New York has a triumphant new space dedicated to global Black culture. Last night, the 40-year-old Caribbean Cultural Center African Diaspora Institute (CCCADI) reopened in a disused firehouse near the borderland between East and West Harlem, a few blocks from Marcus Garvey Park. It adds one more space to the city’s tiny roster of cultural institutions dedicated to communities of color, and joins the neighborhood’s Studio Museum and El Museo del Barrio by putting down roots in a region with a long and rich history of African-American and Latino cultures.
It’s a small and intimate space, but one that represents an enormous achievement and far-reaching implications — and it’s a project that has been some nine years in the making.
“We are here, in El Barrio, can you hear me Harlem?” Nyoka Acevedo, a board member, called out to a packed crowd just hours after the institution’s ribbon-cutting, which was attended by New York City’s Commissioner of Cultural Affairs, Tom Finkelpearl, the First Lady of New York City, Chirlane McCray, and numerous other officials who have helped to secure a permanent home for the institution, and to amass $9.3 million (a combination of tax-payer money and individual donations) for its renovation.
“Here we stand, in our home, in Harlem, in this landmark building, one of the few institutions of color to have a landmark building in the city.”
The significance of the moment was not lost on anyone in the room. The arrival of CCCADI in Harlem marks the end of the institution’s odyssey through three different spaces, beginning in a building in the East 80s in 1976, before moving to 58th and 9th, and now East Harlem.
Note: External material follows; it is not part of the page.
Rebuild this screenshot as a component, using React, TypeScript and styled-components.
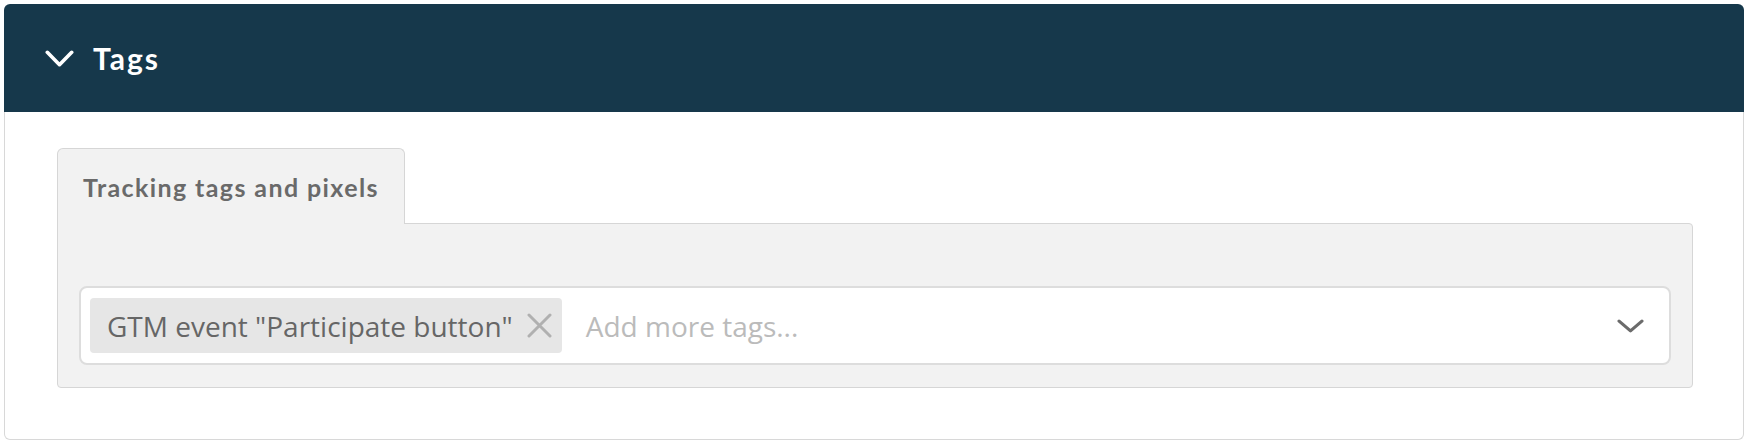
import React from 'react';
import styled, { createGlobalStyle } from 'styled-components';

const GlobalStyle = createGlobalStyle`
  html, body {
    margin: 0;
    padding: 0;
    background: #ffffff;
  }
  body {
    font-family: "Open Sans", "Noto Sans", sans-serif;
  }
`;

const Page = styled.div`
  width: 1748px;
  padding: 4px;
  box-sizing: border-box;
`;

const Card = styled.section`
  display: flex;
  flex-direction: column;
`;

const Header = styled.div`
  height: 108px;
  background: #16384b;
  border-radius: 6px 6px 0 0;
  display: flex;
  align-items: center;
  gap: 19px;
  padding-left: 41px;
  color: #ffffff;
`;

const Title = styled.h2`
  margin: 0;
  font-family: "Lato", sans-serif;
  font-weight: 700;
  font-size: 30px;
  letter-spacing: 2px;
`;

const Body = styled.div`
  border: 1px solid #d8d8d8;
  border-top: none;
  border-radius: 0 0 6px 6px;
  padding: 36px 50px 51px 52px;
`;

const TabBar = styled.div`
  display: flex;
`;

const Tab = styled.div`
  position: relative;
  z-index: 1;
  height: 75px;
  margin-bottom: -1px;
  padding: 0 25px;
  display: flex;
  align-items: center;
  background: #f2f2f2;
  border: 1px solid #d6d6d6;
  border-bottom: none;
  border-radius: 6px 6px 0 0;
  font-family: "Lato", sans-serif;
  font-weight: 700;
  font-size: 25px;
  letter-spacing: 1.4px;
  color: #6a6a6a;
`;

const Panel = styled.div`
  background: #f2f2f2;
  border: 1px solid #d6d6d6;
  border-radius: 0 4px 4px 4px;
  padding: 62px 21px 22px 21px;
`;

const TagInput = styled.div`
  height: 79px;
  box-sizing: border-box;
  background: #ffffff;
  border: 2px solid #dddddd;
  border-radius: 8px;
  display: flex;
  align-items: center;
  padding: 0 25px 0 9px;
`;

const Chip = styled.span`
  height: 55px;
  display: flex;
  align-items: center;
  gap: 14px;
  padding: 0 10px 0 17px;
  background: #e6e6e6;
  border-radius: 4px;
  font-family: "Open Sans", sans-serif;
  font-size: 28px;
  color: #666666;
  white-space: nowrap;
`;

const Placeholder = styled.span`
  flex: 1;
  margin-left: 24px;
  font-family: "Open Sans", sans-serif;
  font-size: 28px;
  color: #bbbbbb;
`;

const Chevron = ({ color, width, height, stroke }: { color: string; width: number; height: number; stroke: number }) => (
  <svg width={width} height={height} viewBox={`0 0 ${width} ${height}`} fill="none">
    <polyline
      points={`${stroke / 2 + 0.5},${stroke / 2 + 0.5} ${width / 2},${height - stroke / 2 - 0.5} ${width - stroke / 2 - 0.5},${stroke / 2 + 0.5}`}
      stroke={color}
      strokeWidth={stroke}
      strokeLinecap="round"
      strokeLinejoin="round"
    />
  </svg>
);

const CloseIcon = () => (
  <svg width="25" height="25" viewBox="0 0 25 25" fill="none">
    <path d="M2 2 L23 23 M23 2 L2 23" stroke="#b0b0b0" strokeWidth="3" strokeLinecap="round" />
  </svg>
);

export default function App() {
  return (
    <>
      <GlobalStyle />
      <Page>
        <Card>
          <Header>
            <Chevron color="#ffffff" width={29} height={17} stroke={3.6} />
            <Title>Tags</Title>
          </Header>
          <Body>
            <TabBar>
              <Tab>Tracking tags and pixels</Tab>
            </TabBar>
            <Panel>
              <TagInput>
                <Chip>
                  GTM event "Participate button"
                  <CloseIcon />
                </Chip>
                <Placeholder>Add more tags...</Placeholder>
                <Chevron color="#6b6b6b" width={27} height={14} stroke={3.2} />
              </TagInput>
            </Panel>
          </Body>
        </Card>
      </Page>
    </>
  );
}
“The process has been a difficult one,” the institution’s firebrand founder and former El Museo director Dr. Marta Moreno-Vega, who is Afro-Puerto Rican, said over the phone a week before the opening.
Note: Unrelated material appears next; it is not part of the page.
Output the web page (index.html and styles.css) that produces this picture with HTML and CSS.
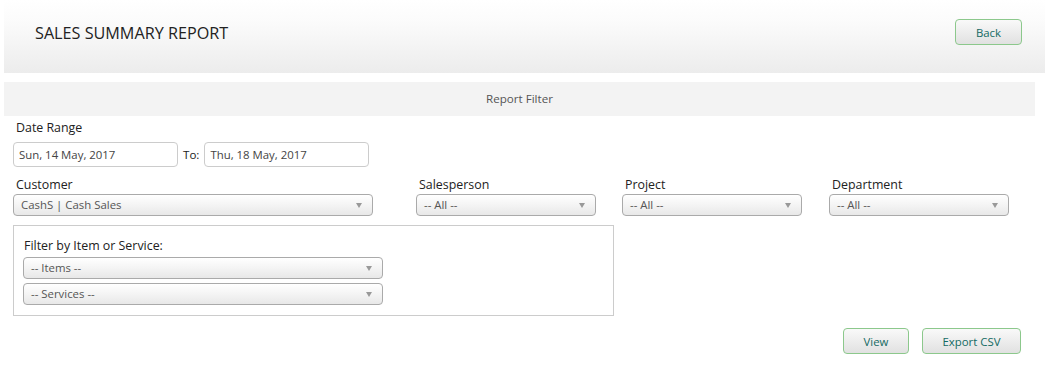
FILE: index.html
```html
<!DOCTYPE html>
<html lang="en">
<head>
    <meta charset="UTF-8">
    <title>Sales Summary Report</title>
    <link rel="stylesheet" href="styles.css">
</head>
<body>
    <div class="header">
        <h1>SALES SUMMARY REPORT</h1>
        <button class="btn btn-back">Back</button>
    </div>

    <div class="filter-bar">Report Filter</div>

    <div class="form">
        <label class="field-label">Date Range</label>
        <div class="date-row">
            <input class="input" type="text" value="Sun, 14 May, 2017">
            <span class="to">To:</span>
            <input class="input" type="text" value="Thu, 18 May, 2017">
        </div>

        <div class="select-row">
            <div class="field field-wide">
                <label class="field-label">Customer</label>
                <div class="select">CashS | Cash Sales</div>
            </div>
            <div class="field field-sales">
                <label class="field-label">Salesperson</label>
                <div class="select">-- All --</div>
            </div>
            <div class="field field-project">
                <label class="field-label">Project</label>
                <div class="select">-- All --</div>
            </div>
            <div class="field field-dept">
                <label class="field-label">Department</label>
                <div class="select">-- All --</div>
            </div>
        </div>

        <div class="item-box">
            <label class="field-label">Filter by Item or Service:</label>
            <div class="select">-- Items --</div>
            <div class="select">-- Services --</div>
        </div>

        <div class="actions">
            <button class="btn btn-view">View</button>
            <button class="btn btn-export">Export CSV</button>
        </div>
    </div>
</body>
</html>
```

FILE: styles.css
```css
body {
    margin: 0;
    padding: 0;
    font-family: 'Open Sans', 'Liberation Sans', sans-serif;
    background: #fff;
    color: #222;
}

.header {
    margin: 0 17px 0 4px;
    height: 73px;
    background: linear-gradient(to bottom, #fff 0%, #fbfbfb 30%, #ececec 100%);
    display: flex;
    justify-content: space-between;
    align-items: flex-start;
    box-sizing: border-box;
    padding: 0 23px 0 31px;
}

.header h1 {
    margin: 22px 0 0 0;
    font-size: 16.2px;
    font-weight: 400;
    color: #222;
    line-height: 22px;
}

.btn {
    font-family: inherit;
    font-size: 11.4px;
    color: #136a63;
    background: linear-gradient(to bottom, #f9f9f9, #e1e1e1);
    border: 1px solid #8cc88c;
    border-radius: 4px;
    height: 26px;
    padding: 0;
    cursor: pointer;
}

.btn-back {
    width: 67px;
    margin-top: 19px;
}

.filter-bar {
    margin: 9px 27px 0 4px;
    height: 34px;
    line-height: 34px;
    background: #f3f3f3;
    text-align: center;
    font-size: 11.6px;
    color: #555;
}

.form {
    padding: 0 21px 0 13px;
}

.field-label {
    display: block;
    font-size: 12.4px;
    color: #222;
    padding-left: 3px;
    line-height: 18px;
}

.form > .field-label {
    margin-top: 3px;
}

.date-row {
    display: flex;
    align-items: center;
    margin-top: 5px;
}

.input {
    width: 165px;
    height: 25px;
    box-sizing: border-box;
    border: 1px solid #ccc;
    border-radius: 4px;
    padding: 0 5px;
    font-family: inherit;
    font-size: 11.4px;
    color: #444;
    outline: none;
}

.to {
    font-size: 11.6px;
    color: #222;
    margin: 0 5px 0 5px;
}

.select-row {
    display: flex;
    margin-top: 9px;
}

.field-wide { width: 360px; margin-right: 43px; }
.field-sales { width: 180px; margin-right: 26px; }
.field-project { width: 180px; margin-right: 27px; }
.field-dept { width: 180px; }

.select {
    position: relative;
    height: 22px;
    line-height: 20px;
    box-sizing: border-box;
    border: 1px solid #aaa;
    border-radius: 4px;
    background: linear-gradient(to bottom, #fff 0%, #f4f4f4 50%, #e8e8e8 100%);
    font-size: 11.4px;
    color: #555;
    padding-left: 7px;
}

.select::after {
    content: "";
    position: absolute;
    right: 10px;
    top: 8px;
    border-left: 3px solid transparent;
    border-right: 3px solid transparent;
    border-top: 5px solid #999;
}

.item-box {
    width: 601px;
    height: 91px;
    box-sizing: border-box;
    border: 1px solid #ccc;
    margin-top: 9px;
    padding: 11px 9px 0 9px;
}

.item-box .field-label {
    padding-left: 1px;
    margin-bottom: 2px;
}

.item-box .select {
    width: 360px;
    margin-bottom: 4px;
}

.actions {
    display: flex;
    justify-content: flex-end;
    margin-top: 12px;
}

.btn-view {
    width: 66px;
    margin-right: 13px;
}

.btn-export {
    width: 99px;
    margin-right: 20px;
}
```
Difficult, she explained, “because having people invest in an idea that addresses the articulation of a vision that is anti-racism, anti-discrimination, and pro-African and African Diaspora cultures, is one that even for our own is not always embraced. The whole notion that you’re building an institution to a vision of liberation is one that is hard to grasp, and we were fortunate to get people who understood and invested in different ways, and now we’re here.”